Любский давно не играл и очень загорелся, все время заботился о гриме, костюме, сам занимался бутафорией, оклеивал сундуки, писал декорации — словом, весь отдался спектаклю. Я все время за ним следил, как бы он не напился и не подвел нас. Перед началом спектакля я пришел в уборную в семь часов, Любского там не застал и, узнав, что он только что ушел в буфет, бросился за ним в погоню. В буфете я увидел Любского, что-то таинственно заказывающего буфетчику. Я его окликнул, он немного растерялся и обратился к буфетчику, как бы продолжая прерванный заказ: «Так, пожалуйста, пришлите в уборную стакан чаю и два куска лимона», — с этими словами он направился в уборную, а я спросил у буфетчика, что он заказывал без меня, и узнал, что он заказал двойную («двуспальную») рюмку водки и просил подбавить туда перцу.
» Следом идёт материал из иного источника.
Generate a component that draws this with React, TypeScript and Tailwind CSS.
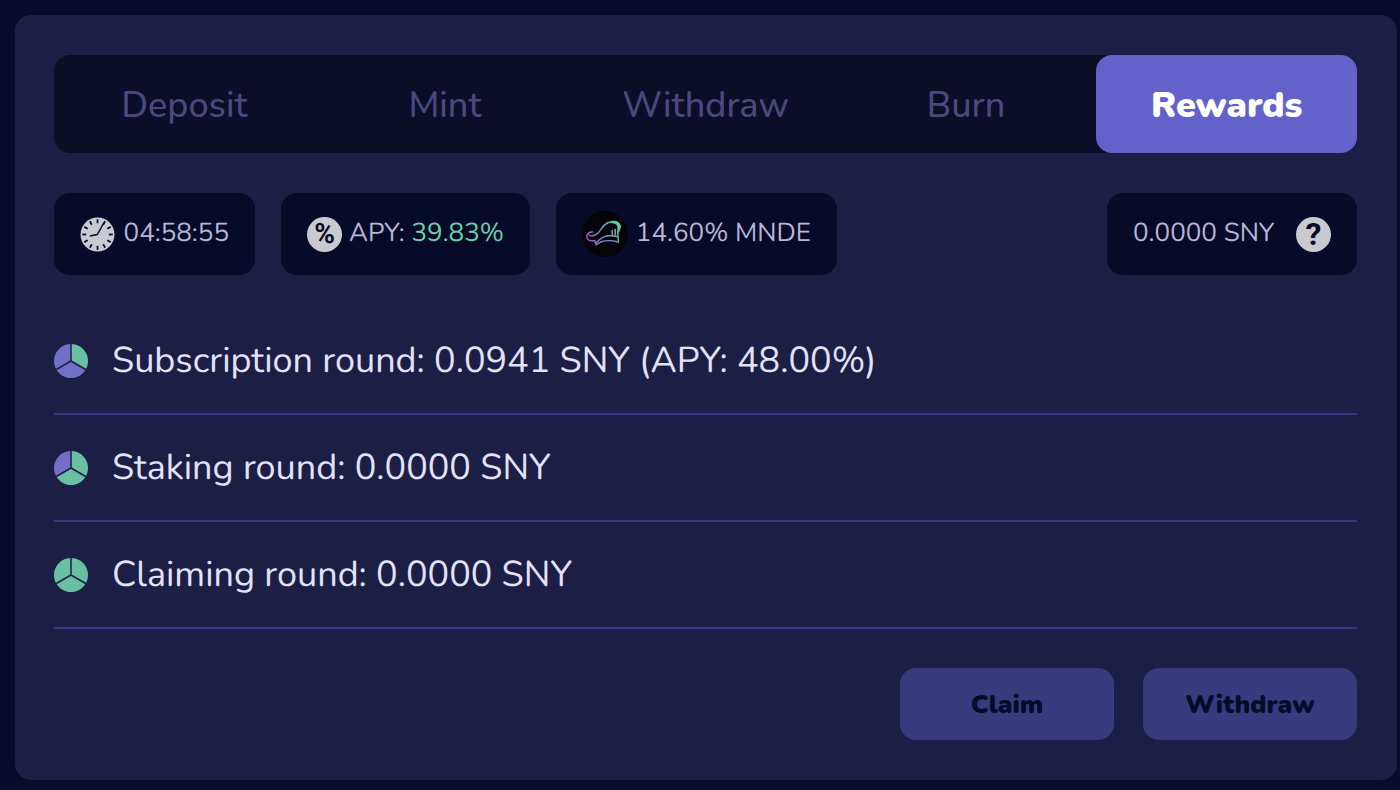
import { useState, type ReactNode } from "react";
import clsx from "clsx";

const TABS = ["Deposit", "Mint", "Withdraw", "Burn", "Rewards"];

const GREEN = "#68bfa2";
const PURPLE = "#7270c6";

const ROUNDS = [
  { label: "Subscription round: 0.0941 SNY (APY: 48.00%)", filled: 1 },
  { label: "Staking round: 0.0000 SNY", filled: 2 },
  { label: "Claiming round: 0.0000 SNY", filled: 3 },
];

// The circle is cut in thirds, filled clockwise from the top
const SLICES = [
  "M17 17V0A17 17 0 0 1 31.72 25.5Z",
  "M17 17L31.72 25.5A17 17 0 0 1 2.28 25.5Z",
  "M17 17L2.28 25.5A17 17 0 0 1 17 0Z",
];

function RoundIcon({ filled }: { filled: number }) {
  return (
    <svg viewBox="0 0 34 34" className="size-[34px] shrink-0" aria-hidden="true">
      {SLICES.map((d, i) => (
        <path key={d} d={d} fill={i < filled ? GREEN : PURPLE} />
      ))}
      <path d="M17 0V17L2.28 25.5M17 17L31.72 25.5" fill="none" stroke="#1c1e45" strokeWidth="1.5" />
    </svg>
  );
}

function ClockIcon() {
  return (
    <svg viewBox="0 0 34 34" className="size-[35px] shrink-0" aria-hidden="true">
      <circle cx="17" cy="17" r="16.5" fill="#c9c9d0" />
      {[0, 30, 60, 90, 120, 150, 180, 210, 240, 270, 300, 330].map((angle) => (
        <path key={angle} d="M17 2.2V6" stroke="#070b28" strokeWidth="1.7" transform={`rotate(${angle} 17 17)`} />
      ))}
      <path d="M9.5 18.5L16.8 17L23.3 5.5" fill="none" stroke="#070b28" strokeWidth="1.4" />
    </svg>
  );
}

function MarinadeIcon() {
  return (
    <svg viewBox="0 0 46 46" className="size-[46px] shrink-0" fill="none" aria-hidden="true">
      <defs>
        <linearGradient id="mnde" x1="5" y1="34" x2="38" y2="12" gradientUnits="userSpaceOnUse">
          <stop offset="0" stopColor="#a94bc4" />
          <stop offset="0.45" stopColor="#7887c8" />
          <stop offset="1" stopColor="#65cda5" />
        </linearGradient>
      </defs>
      <circle cx="23" cy="23" r="23" fill="#040409" />
      <g stroke="url(#mnde)" strokeWidth="1.5" strokeLinecap="round" strokeLinejoin="round">
        <path d="M10.5 21C6 20.5 3.8 24.5 5.2 27.5C6.5 30 10 30 12.7 29.5L14 33.8L18.7 31C24 29 30 29.3 36.5 31L35.9 25.5" />
        <path d="M6.8 24C9.5 26 14 24.5 17 21C19.5 18 20.5 14.5 26 11.5" />
        <path d="M14.5 31.5C18 27.5 22 25 27 24.7C30 24.5 33 25 35.9 25.7M30.2 23.5V19.5M33.2 23.8V18.5" />
        <path
          d="M25 12C31 8.5 38 10 38.5 15.5C38.7 18.5 36 20.5 35.9 25.2C34.6 20.5 36.3 18.5 35.8 15.8C35 12 30 11.2 25 12Z"
          fill="#65cda5"
          strokeWidth="0.8"
        />
      </g>
    </svg>
  );
}

function Chip({ children, className }: { children: ReactNode; className?: string }) {
  return (
    <div
      className={clsx(
        "flex h-[82px] items-center justify-between whitespace-nowrap rounded-2xl bg-[#070b28] px-[26px] text-[26px] leading-8 text-[#b7b5d8]",
        className
      )}
    >
      {children}
    </div>
  );
}

export default function App() {
  const [tab, setTab] = useState("Rewards");

  return (
    <div className="min-h-screen bg-[#080b29] pt-[15px] pr-[3px] pb-2.5 pl-[15px] font-[Nunito,Lato,sans-serif] [text-rendering:geometricPrecision]">
      <main className="rounded-2xl bg-[#1c1e45] py-10 pr-10 pl-[39px]">
        <nav className="grid h-[98px] grid-cols-5 rounded-2xl bg-[#0c0d26]">
          {TABS.map((name) => (
            <button
              key={name}
              type="button"
              onClick={() => setTab(name)}
              className={clsx(
                "rounded-2xl pt-1 text-4xl",
                tab === name ? "bg-[#6362cb] font-black text-white" : "font-medium text-[#4b487f]"
              )}
            >
              {name}
            </button>
          ))}
        </nav>

        <div className="mt-10 flex gap-[26px]">
          <Chip className="w-[201px]">
            <ClockIcon />
            <span>04:58:55</span>
          </Chip>
          <Chip className="w-[249px]">
            <span className="flex size-[35px] shrink-0 items-center justify-center rounded-full bg-[#c9c9d0] font-[Roboto,sans-serif] text-[28px] font-bold text-[#070b28]">
              %
            </span>
            <span>
              APY: <span className="text-[#6fcfab]">39.83%</span>
            </span>
          </Chip>
          <Chip className="w-[281px]">
            <MarinadeIcon />
            <span>14.60% MNDE</span>
          </Chip>
          <Chip className="ml-auto w-[250px]">
            <span>0.0000 SNY</span>
            <button
              type="button"
              aria-label="About rewards"
              className="flex size-[35px] shrink-0 items-center justify-center rounded-full bg-[#c9c9d0] font-[Roboto,sans-serif] text-[32px] font-bold text-[#070b28]"
            >
              ?
            </button>
          </Chip>
        </div>

        <ul className="mt-[33px]">
          {ROUNDS.map((round) => (
            <li
              key={round.label}
              className="flex h-[107px] items-center gap-6 border-b-2 border-[#36397b] text-4xl text-[#e3e2f6]"
            >
              <RoundIcon filled={round.filled} />
              <span>{round.label}</span>
            </li>
          ))}
        </ul>

        <div className="mt-[39px] flex justify-end gap-[29px]">
          {["Claim", "Withdraw"].map((action) => (
            <button
              key={action}
              type="button"
              className="h-[72px] w-[214px] rounded-2xl bg-[#393a7e] text-[26px] font-black text-[#070b28]"
            >
              {action}
            </button>
          ))}
        </div>
      </main>
    </div>
  );
}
Я все время, пока он одевался и гримировался, не отходил от него. Наконец перед самым спектаклем он отвел меня в сторону и умолил меня дать ему выпить большую рюмку коньяку, убеждая меня, что он много лет не играл и очень волнуется. Я распорядился, он выпил и пошел играть. Я стоял за кулисами у окна, и он захватил меня своей мимикой, жестами и толкованием роли. Когда после сцены «Скупого рыцаря» Антон Павлович пришел в уборную, я сказал ему: «Ну что, Антон Павлович, видите, полная победа». А. П. опять меня огорчил, говоря, что он сидел в первом ряду и ничего не разобрал из его слов: «У него, знаете, какая-то неясная речь, он все время шамкает». Я сказал, что можно утешиться и тем, что с голоду он не пропадет, «каша» у него во рту. А. П. улыбнулся и что-то отметил в записной книжке, — он часто делал отметки после моих рассказов.